Enforcing Data Limits/Requirements in Power Query

Copper Contributor

Hi - I'm new to using Power Pivot/Power Query, but I have some files that are too large for standard Excel and I don't feel like diving straight into Access, so Power Query it is. With that out of the way -

 

I'm trying to create a query that I can use repeatedly to load/transform data and identify 'errors' that need to be fixed, and then ultimately saving the final data as a .CSV. Ultimately it would be nice to have a set of headers that I need to use in the final data, and then map whatever source file I have to those column headers. I'm fine just renaming the headers in the source data to match the final headers, but what I really would like is an ability to create data restrictions or requirements for the columns I'm using and then use Power Query to find outliers that don't match.

 

E.g. let's say one of the columns is always going to be "Service_Code_ID" and it has a character limit of 50 characters. How can I write a repeatable query that find all values in the Service_Code_ID column that exceed 50 characters and display them so that I can update them appropriately? There are probably 12-15 columns total I'm going to be working with and each one has its own set of characteristics that I want to check and flag anything that doesn't qualify.

 

My initial thought was to write some kind of formula for each column and then use conditional formatting to highlight the problem values. At that point I could either filter on highlights or query just rows that contain a highlighted value maybe - but as complicated as it seems like it will be no matter what, using conditional formatting seems more complicated and less easily repeatable.

 

Any ideas?

2 Replies

@MicrosoftMacros2011 In PowerQuery (PQ) you can select a column. Then on the "Add column" tab, choose Extract, Length. This will create a new column with the lengths of the texts in the original columns. Now you can easily filter out the ones that exceed 50. 

 

You don't mention anything about what the other columns characteristics are, so I can't say how to check those. But very likely you can do it in a similar way. Perhaps you have learn to write some M-code as well.  Once you have set this up correctly, you can connect to new data and refresh the query (or queries) over and over again.

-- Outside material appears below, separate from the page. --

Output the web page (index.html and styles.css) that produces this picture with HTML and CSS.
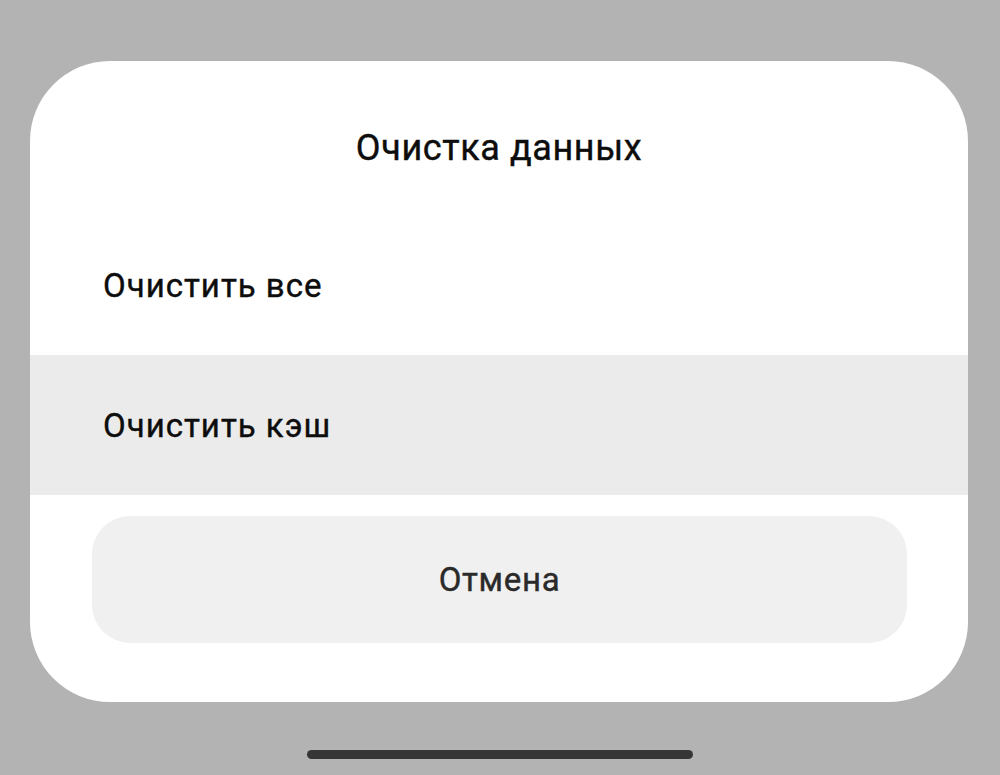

Hmm sounds like looking into some M-Code might be best eventually, but also sounds like Power Query doesn't have something out of the box. An additional column is what I would do in Excel and use the LEN function; but I usually only do that if I'm concerned something exceeds a length and I wouldn't want to do an extra column per actual column. Especially not if I eventually needed 1 column per "characteristic." I don't have all of the requirements in front of me, but it's your standard gamut of restrictions: specific lengths, some alpha/numeric, some only numeric, one column has specific text that each value needs to match and only 4 possible options, etc.